India To Block Crypto Exchange Websites In Widening Crackdown
by Shahnawaz Alam News 29 December 2023
India’s Financial Intelligence Unit (FIU) has taken a stringent stance on compliance within the cryptocurrency sector, issuing show-cause notices to prominent platforms like Binance, Kraken, KuCoin, and Huobi. This move aims to ensure these offshore entities, serving a significant portion of Indian users, register and operate within the Anti Money Laundering (AML) and Counter Financing of Terrorism (CFT) framework.
The FIU, in a statement, highlighted concerns about offshore entities not aligning with regulatory frameworks, emphasizing the need for adherence to AML and CFT standards. The government of India had recently imposed money-laundering provisions on the crypto sector as part of broader efforts to enhance oversight of digital assets, aligning with similar measures in various countries.

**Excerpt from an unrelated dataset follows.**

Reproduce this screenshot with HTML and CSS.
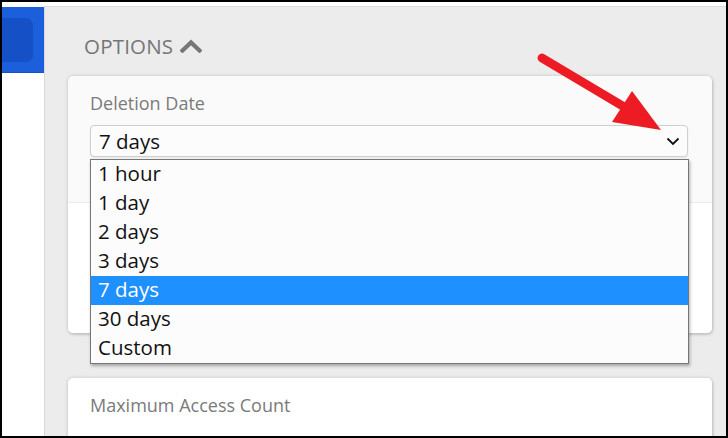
FILE: index.html
```html
<!DOCTYPE html>
<html lang="en">
<head>
<meta charset="utf-8">
<title>Options</title>
<link rel="stylesheet" href="styles.css">
</head>
<body>
<div class="frame">
  <div class="topstrip"></div>
  <div class="main">
    <aside class="sidebar">
      <div class="brand"><div class="brand-inner"></div></div>
    </aside>
    <section class="content">
      <h2 class="options">OPTIONS
        <svg class="chev-up" width="22" height="14" viewBox="0 0 22 14"><path d="M2.5 11.5 L11 3.5 L19.5 11.5" fill="none" stroke="#777" stroke-width="4.2" stroke-linecap="square" stroke-linejoin="miter"/></svg>
      </h2>
      <div class="card card-date">
        <div class="label">Deletion Date</div>
        <div class="select-wrap">
          <div class="select">
            <span>7 days</span>
            <svg class="chev-down" width="14" height="9" viewBox="0 0 14 9"><path d="M1.5 1.5 L7 7 L12.5 1.5" fill="none" stroke="#111" stroke-width="1.8"/></svg>
          </div>
          <ul class="listbox">
            <li>1 hour</li>
            <li>1 day</li>
            <li>2 days</li>
            <li>3 days</li>
            <li class="selected">7 days</li>
            <li>30 days</li>
            <li>Custom</li>
          </ul>
        </div>
        <div class="card-lower"></div>
      </div>
      <div class="card card-count">
        <div class="label">Maximum Access Count</div>
      </div>
    </section>
  </div>
  <svg class="arrow" width="728" height="438" viewBox="0 0 728 438">
    <line x1="542" y1="58" x2="626" y2="108" stroke="#ed1c24" stroke-width="9" stroke-linecap="round"/>
    <polygon points="632,91 612,122 661,130" fill="#ed1c24"/>
  </svg>
</div>
</body>
</html>
```

FILE: styles.css
```css
* { box-sizing: border-box; }
html, body { margin: 0; padding: 0; }
body {
  font-family: "Open Sans", "Noto Sans", sans-serif;
  background: #fff;
}
.frame {
  position: relative;
  width: 728px;
  height: 438px;
  border: 2px solid #000;
  display: flex;
  flex-direction: column;
  overflow: hidden;
  background: #fff;
}
.topstrip { height: 4px; background: #fff; flex: none; }
.main { flex: 1; display: flex; min-height: 0; }
.sidebar { width: 42px; flex: none; background: #fff; }
.brand {
  margin-top: 1px;
  height: 66px;
  background: #1b5fdc;
  border-bottom: 1px solid #1752c4;
  padding-top: 11px;
}
.brand-inner {
  width: 31px;
  height: 44px;
  background: #1650c6;
  border-radius: 0 7px 7px 0;
}
.content {
  flex: 1;
  background: #ececec;
  border-top: 1px solid #dcdcdc;
  border-left: 1px solid #d8d8d8;
  padding: 26px 14px 0 23px;
  min-width: 0;
}
.options {
  margin: 0 0 16px 16px;
  font-size: 20.5px;
  font-weight: 400;
  line-height: 27px;
  color: #757575;
  display: flex;
  align-items: center;
  gap: 7px;
  letter-spacing: 0.2px;
}
.chev-up { margin-top: -2px; }
.card {
  background: #fafafa;
  border-radius: 5px;
  box-shadow: 0 0 3px 1px rgba(0,0,0,0.10), 1px 2px 3px rgba(0,0,0,0.12);
  padding: 15px 24px 0 22px;
}
.card-date {
  height: 257px;
  display: flex;
  flex-direction: column;
  position: relative;
}
.card-count { margin-top: 45px; height: 80px; background: #fff; }
.label {
  font-size: 18px;
  line-height: 24px;
  color: #7a7a7a;
  margin-bottom: 10px;
}
.select-wrap { position: relative; }
.select {
  height: 32px;
  border: 1px solid #cfcfcf;
  border-radius: 4px;
  background: #fcfcfc;
  padding: 0 7px 0 8px;
  font-size: 20.5px;
  line-height: 29px;
  color: #111;
  display: flex;
  align-items: center;
  justify-content: space-between;
  box-shadow: 0 1px 2px rgba(0,0,0,0.08);
}
.chev-down { margin-top: 1px; }
.listbox {
  position: absolute;
  top: calc(100% + 2px);
  left: 0;
  width: 599px;
  margin: 0;
  padding: 0;
  list-style: none;
  background: #fcfcfc;
  border: 1px solid #767676;
  box-shadow: 1px 2px 3px rgba(0,0,0,0.3);
  z-index: 2;
}
.listbox li {
  height: 29px;
  line-height: 27px;
  padding-left: 7px;
  font-size: 20.5px;
  color: #111;
}
.listbox li.selected { background: #1e90ff; color: #fff; }
.card-lower {
  margin: 45px -24px 0 -22px;
  flex: 1;
  border-top: 1px solid #ececec;
  background: #fff;
  border-radius: 0 0 5px 5px;
}
.arrow {
  position: absolute;
  left: -2px;
  top: -2px;
  pointer-events: none;
  z-index: 5;
}
```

The issuance of compliance show-cause notices indicates suspicion of misconduct, serving as an official request for the entities to demonstrate adherence to Indian laws. This move underscores the government’s commitment to tightening regulatory controls over the cryptocurrency landscape.
The crypto industry in India has faced challenges in recent times, with authorities introducing a tax on transactions in 2022, causing a significant decline in trading volumes on local exchanges. The impact of this tax prompted a shift of approximately 95% of trading volume to offshore platforms, exacerbating concerns for domestic exchanges, including CoinDCX.

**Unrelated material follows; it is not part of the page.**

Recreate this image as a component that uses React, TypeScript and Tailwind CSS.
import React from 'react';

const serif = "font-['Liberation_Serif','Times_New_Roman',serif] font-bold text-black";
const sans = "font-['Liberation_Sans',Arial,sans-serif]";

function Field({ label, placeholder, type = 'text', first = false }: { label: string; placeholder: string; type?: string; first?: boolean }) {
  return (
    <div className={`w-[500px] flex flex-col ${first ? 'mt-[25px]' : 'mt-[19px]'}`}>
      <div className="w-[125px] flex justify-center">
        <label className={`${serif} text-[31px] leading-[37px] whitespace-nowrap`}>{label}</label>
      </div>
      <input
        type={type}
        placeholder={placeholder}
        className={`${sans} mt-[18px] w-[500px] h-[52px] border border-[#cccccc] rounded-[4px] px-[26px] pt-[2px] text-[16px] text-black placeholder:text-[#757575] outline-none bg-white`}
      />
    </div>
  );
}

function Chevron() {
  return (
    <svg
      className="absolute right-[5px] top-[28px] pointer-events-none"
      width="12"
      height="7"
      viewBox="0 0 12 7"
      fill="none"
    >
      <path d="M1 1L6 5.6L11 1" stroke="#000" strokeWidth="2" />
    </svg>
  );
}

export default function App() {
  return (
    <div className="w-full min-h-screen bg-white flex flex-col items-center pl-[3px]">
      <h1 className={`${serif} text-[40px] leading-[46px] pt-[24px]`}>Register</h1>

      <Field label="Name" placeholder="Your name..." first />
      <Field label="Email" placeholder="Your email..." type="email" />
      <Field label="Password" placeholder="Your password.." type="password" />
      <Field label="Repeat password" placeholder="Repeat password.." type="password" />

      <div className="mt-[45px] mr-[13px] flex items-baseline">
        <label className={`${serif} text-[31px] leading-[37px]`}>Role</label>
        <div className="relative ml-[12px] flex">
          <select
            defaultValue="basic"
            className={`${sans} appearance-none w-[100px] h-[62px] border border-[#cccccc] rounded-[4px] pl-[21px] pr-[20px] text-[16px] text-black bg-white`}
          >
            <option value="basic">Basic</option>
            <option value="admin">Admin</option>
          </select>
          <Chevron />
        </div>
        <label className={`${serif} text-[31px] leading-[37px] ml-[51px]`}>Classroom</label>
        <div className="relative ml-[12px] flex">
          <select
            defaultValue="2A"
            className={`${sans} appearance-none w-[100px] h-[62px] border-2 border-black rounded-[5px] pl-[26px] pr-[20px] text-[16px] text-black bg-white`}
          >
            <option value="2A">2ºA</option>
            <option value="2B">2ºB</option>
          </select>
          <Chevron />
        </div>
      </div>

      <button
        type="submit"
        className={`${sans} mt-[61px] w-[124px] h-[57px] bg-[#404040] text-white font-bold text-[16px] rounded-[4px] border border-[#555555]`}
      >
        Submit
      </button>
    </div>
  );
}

Binance, the world’s largest cryptocurrency exchange, found itself in the regulatory spotlight globally. Reports from 2021 suggested India’s anti-money laundering agency was investigating Binance in connection with betting apps.

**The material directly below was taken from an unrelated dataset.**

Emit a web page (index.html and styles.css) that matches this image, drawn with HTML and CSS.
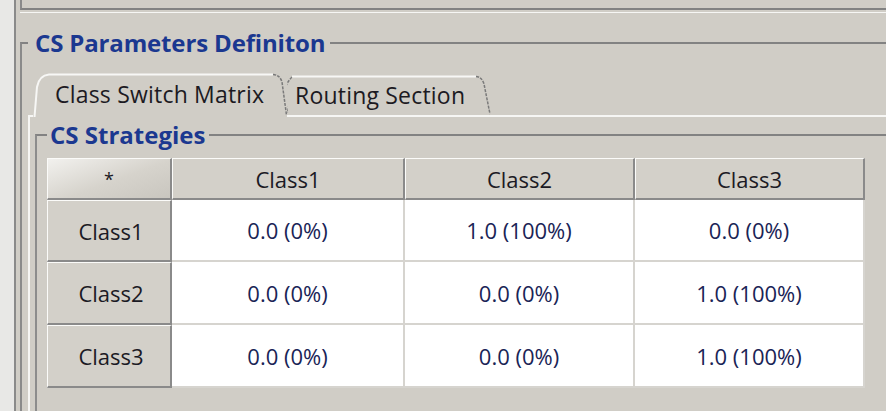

The recent actions by the FIU add to the growing pressure on Binance, which, in November, agreed to a $4.3 billion settlement, pleading guilty to anti-money laundering as well as US sanction violations. As part of this settlement, Binance’s co-founder and CEO, Changpeng Zhao, agreed to step down, reflecting the intensifying regulatory scrutiny faced by major players in the cryptocurrency industry.